Extract the full listing verbatim and drop any pictures from your copy.

:: Information shown

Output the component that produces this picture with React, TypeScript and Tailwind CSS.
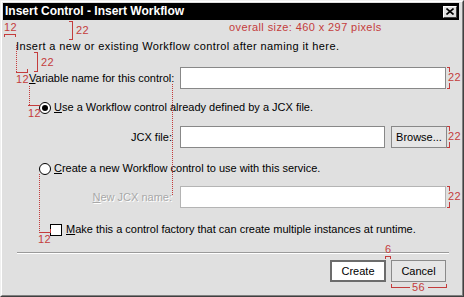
import React from 'react';

function Radio({ checked }: { checked?: boolean }) {
  return (
    <span className="flex h-[12px] w-[12px] shrink-0 items-center justify-center rounded-full border border-black bg-white">
      {checked && <span className="h-[6px] w-[6px] rounded-full bg-black" />}
    </span>
  );
}

// red-line spec overlay drawn over the dialog
function Annotations() {
  const solid = [
    'M4.5 37V34.5H15.5V37',
    'M69 21.5H72.5V39.5H69',
    'M34 52.5H37.5V71.5H34',
    'M16 72.5H27.5V69',
    'M28 105.5H40',
    'M447 67.5H449.5V72 M449.5 83V88.5H447',
    'M447 126.5H449.5V131 M449.5 142V147.5H447',
    'M447 186.5H449.5V191 M449.5 202V207.5H447',
    'M39 232.5H50.5V229',
    'M385.5 259V256.5H390.5V259',
    'M391.5 284V287.5H410 M428 287.5H446.5V284',
  ];
  const dotted = ['M16.5 45V72', 'M29.5 86V105', 'M172.5 84V195', 'M39.5 174V232'];
  const labels: [string, number, number][] = [
    ['overall size: 460 x 297 pixels', 229, 31],
    ['12', 4, 31],
    ['22', 76, 34],
    ['22', 41, 66],
    ['12', 16, 83],
    ['12', 28, 117],
    ['22', 448, 81],
    ['22', 448, 140],
    ['22', 448, 200],
    ['12', 38, 243],
    ['6', 385, 253],
    ['56', 412, 291],
  ];
  return (
    <svg className="pointer-events-none absolute inset-0" width="464" height="297" viewBox="0 0 464 297">
      <g stroke="#c43c3c" strokeWidth="1" fill="none" shapeRendering="crispEdges">
        {solid.map((d) => (
          <path key={d} d={d} />
        ))}
        {dotted.map((d) => (
          <path key={d} d={d} strokeDasharray="1 1" />
        ))}
      </g>
      <g fill="#c43c3c" fontFamily="'Liberation Sans', Arial, sans-serif" fontSize="11" letterSpacing="0.4">
        {labels.map(([t, x, y]) => (
          <text key={`${t}-${x}-${y}`} x={x} y={y}>
            {t}
          </text>
        ))}
      </g>
    </svg>
  );
}

export default function App() {
  return (
    <div className="relative h-[297px] w-[464px] overflow-hidden bg-[#e0e0e0] font-['Liberation_Sans',Arial,sans-serif] text-[11px] text-black">
      <div className="h-full border border-t-[#f0f0f0] border-l-[#f0f0f0] border-r-[#404040] border-b-[#404040]">
        <div className="flex h-full flex-col border border-t-white border-l-white border-r-[#808080] border-b-[#808080] p-[1px]">
          {/* title bar */}
          <div className="mr-[2px] flex h-[17px] items-center justify-between bg-black pl-[2px] pr-[2px]">
            <span className="text-[12px] font-bold leading-[17px] text-white">Insert Control - Insert Workflow</span>
            <button className="flex h-[12px] w-[14px] items-center justify-center border border-t-white border-l-white border-r-[#404040] border-b-[#404040] bg-[#e0e0e0]">
              <svg width="8" height="7" viewBox="0 0 8 7">
                <path d="M0.5 0.5 L7.5 6.5 M7.5 0.5 L0.5 6.5" stroke="black" strokeWidth="1.6" />
              </svg>
            </button>
          </div>

          <div className="flex flex-col pl-[13px] pr-[15px]">
            <p className="mt-[20px] h-[13px] leading-[13px] tracking-[0.4px]">Insert a new or existing Workflow control after naming it here.</p>

            <div className="mt-[14px] ml-[13px] grid grid-cols-[143px_1fr] items-center gap-x-[8px]">
              <label className="whitespace-nowrap text-right"><u>V</u>ariable name for this control:</label>
              <div className="h-[22px] border border-[#888888] bg-white" />
            </div>

            <div className="mt-[12px] ml-[23px] flex h-[13px] items-center gap-[3px]">
              <Radio checked />
              <span><u>U</u>se a Workflow control already defined by a JCX file.</span>
            </div>

            <div className="mt-[12px] ml-[13px] grid grid-cols-[143px_1fr] items-center gap-x-[8px]">
              <label className="whitespace-nowrap text-right">JCX file:</label>
              <div className="flex gap-[6px]">
                <div className="h-[22px] flex-1 border border-[#888888] bg-white" />
                <button className="-mr-[1px] h-[22px] w-[56px] border border-[#888888] bg-[#e6e6e6]">Browse...</button>
              </div>
            </div>

            <div className="mt-[14px] ml-[23px] flex h-[13px] items-center gap-[3px]">
              <Radio />
              <span><u>C</u>reate a new Workflow control to use with this service.</span>
            </div>

            <div className="mt-[11px] ml-[13px] grid grid-cols-[143px_1fr] items-center gap-x-[8px]">
              <label className="whitespace-nowrap text-right text-[#a8a8a8] [text-shadow:1px_1px_0_#ffffff]"><u>N</u>ew JCX name:</label>
              <div className="h-[22px] border border-[#b4b4b4] bg-white" />
            </div>

            <div className="mt-[15px] ml-[34px] flex h-[13px] items-center gap-[4px]">
              <span className="h-[12px] w-[12px] shrink-0 border border-black bg-white" />
              <span><u>M</u>ake this a control factory that can create multiple instances at runtime.</span>
            </div>

            <div className="mt-[16px] ml-[1px] -mr-[3px] h-[1px] bg-[#9a9a9a]" />
            <div className="ml-[1px] -mr-[3px] h-[1px] bg-white" />

            <div className="mt-[6px] flex justify-end gap-[5px]">
              <button className="h-[22px] w-[56px] border-2 border-[#6c6c6c] bg-white">Create</button>
              <button className="h-[22px] w-[55px] border border-[#8a8a8a] bg-[#e6e6e6]">Cancel</button>
            </div>
          </div>
        </div>
      </div>
      <Annotations />
    </div>
  );
}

::::

**The output:**
Output the component that produces this picture with React, TypeScript and Tailwind CSS.
import React from 'react';

function Radio({ checked }: { checked?: boolean }) {
  return (
    <span className="flex h-[12px] w-[12px] shrink-0 items-center justify-center rounded-full border border-black bg-white">
      {checked && <span className="h-[6px] w-[6px] rounded-full bg-black" />}
    </span>
  );
}

// red-line spec overlay drawn over the dialog
function Annotations() {
  const solid = [
    'M4.5 37V34.5H15.5V37',
    'M69 21.5H72.5V39.5H69',
    'M34 52.5H37.5V71.5H34',
    'M16 72.5H27.5V69',
    'M28 105.5H40',
    'M447 67.5H449.5V72 M449.5 83V88.5H447',
    'M447 126.5H449.5V131 M449.5 142V147.5H447',
    'M447 186.5H449.5V191 M449.5 202V207.5H447',
    'M39 232.5H50.5V229',
    'M385.5 259V256.5H390.5V259',
    'M391.5 284V287.5H410 M428 287.5H446.5V284',
  ];
  const dotted = ['M16.5 45V72', 'M29.5 86V105', 'M172.5 84V195', 'M39.5 174V232'];
  const labels: [string, number, number][] = [
    ['overall size: 460 x 297 pixels', 229, 31],
    ['12', 4, 31],
    ['22', 76, 34],
    ['22', 41, 66],
    ['12', 16, 83],
    ['12', 28, 117],
    ['22', 448, 81],
    ['22', 448, 140],
    ['22', 448, 200],
    ['12', 38, 243],
    ['6', 385, 253],
    ['56', 412, 291],
  ];
  return (
    <svg className="pointer-events-none absolute inset-0" width="464" height="297" viewBox="0 0 464 297">
      <g stroke="#c43c3c" strokeWidth="1" fill="none" shapeRendering="crispEdges">
        {solid.map((d) => (
          <path key={d} d={d} />
        ))}
        {dotted.map((d) => (
          <path key={d} d={d} strokeDasharray="1 1" />
        ))}
      </g>
      <g fill="#c43c3c" fontFamily="'Liberation Sans', Arial, sans-serif" fontSize="11" letterSpacing="0.4">
        {labels.map(([t, x, y]) => (
          <text key={`${t}-${x}-${y}`} x={x} y={y}>
            {t}
          </text>
        ))}
      </g>
    </svg>
  );
}

export default function App() {
  return (
    <div className="relative h-[297px] w-[464px] overflow-hidden bg-[#e0e0e0] font-['Liberation_Sans',Arial,sans-serif] text-[11px] text-black">
      <div className="h-full border border-t-[#f0f0f0] border-l-[#f0f0f0] border-r-[#404040] border-b-[#404040]">
        <div className="flex h-full flex-col border border-t-white border-l-white border-r-[#808080] border-b-[#808080] p-[1px]">
          {/* title bar */}
          <div className="mr-[2px] flex h-[17px] items-center justify-between bg-black pl-[2px] pr-[2px]">
            <span className="text-[12px] font-bold leading-[17px] text-white">Insert Control - Insert Workflow</span>
            <button className="flex h-[12px] w-[14px] items-center justify-center border border-t-white border-l-white border-r-[#404040] border-b-[#404040] bg-[#e0e0e0]">
              <svg width="8" height="7" viewBox="0 0 8 7">
                <path d="M0.5 0.5 L7.5 6.5 M7.5 0.5 L0.5 6.5" stroke="black" strokeWidth="1.6" />
              </svg>
            </button>
          </div>

          <div className="flex flex-col pl-[13px] pr-[15px]">
            <p className="mt-[20px] h-[13px] leading-[13px] tracking-[0.4px]">Insert a new or existing Workflow control after naming it here.</p>

            <div className="mt-[14px] ml-[13px] grid grid-cols-[143px_1fr] items-center gap-x-[8px]">
              <label className="whitespace-nowrap text-right"><u>V</u>ariable name for this control:</label>
              <div className="h-[22px] border border-[#888888] bg-white" />
            </div>

            <div className="mt-[12px] ml-[23px] flex h-[13px] items-center gap-[3px]">
              <Radio checked />
              <span><u>U</u>se a Workflow control already defined by a JCX file.</span>
            </div>

            <div className="mt-[12px] ml-[13px] grid grid-cols-[143px_1fr] items-center gap-x-[8px]">
              <label className="whitespace-nowrap text-right">JCX file:</label>
              <div className="flex gap-[6px]">
                <div className="h-[22px] flex-1 border border-[#888888] bg-white" />
                <button className="-mr-[1px] h-[22px] w-[56px] border border-[#888888] bg-[#e6e6e6]">Browse...</button>
              </div>
            </div>

            <div className="mt-[14px] ml-[23px] flex h-[13px] items-center gap-[3px]">
              <Radio />
              <span><u>C</u>reate a new Workflow control to use with this service.</span>
            </div>

            <div className="mt-[11px] ml-[13px] grid grid-cols-[143px_1fr] items-center gap-x-[8px]">
              <label className="whitespace-nowrap text-right text-[#a8a8a8] [text-shadow:1px_1px_0_#ffffff]"><u>N</u>ew JCX name:</label>
              <div className="h-[22px] border border-[#b4b4b4] bg-white" />
            </div>

            <div className="mt-[15px] ml-[34px] flex h-[13px] items-center gap-[4px]">
              <span className="h-[12px] w-[12px] shrink-0 border border-black bg-white" />
              <span><u>M</u>ake this a control factory that can create multiple instances at runtime.</span>
            </div>

            <div className="mt-[16px] ml-[1px] -mr-[3px] h-[1px] bg-[#9a9a9a]" />
            <div className="ml-[1px] -mr-[3px] h-[1px] bg-white" />

            <div className="mt-[6px] flex justify-end gap-[5px]">
              <button className="h-[22px] w-[56px] border-2 border-[#6c6c6c] bg-white">Create</button>
              <button className="h-[22px] w-[55px] border border-[#8a8a8a] bg-[#e6e6e6]">Cancel</button>
            </div>
          </div>
        </div>
      </div>
      <Annotations />
    </div>
  );
}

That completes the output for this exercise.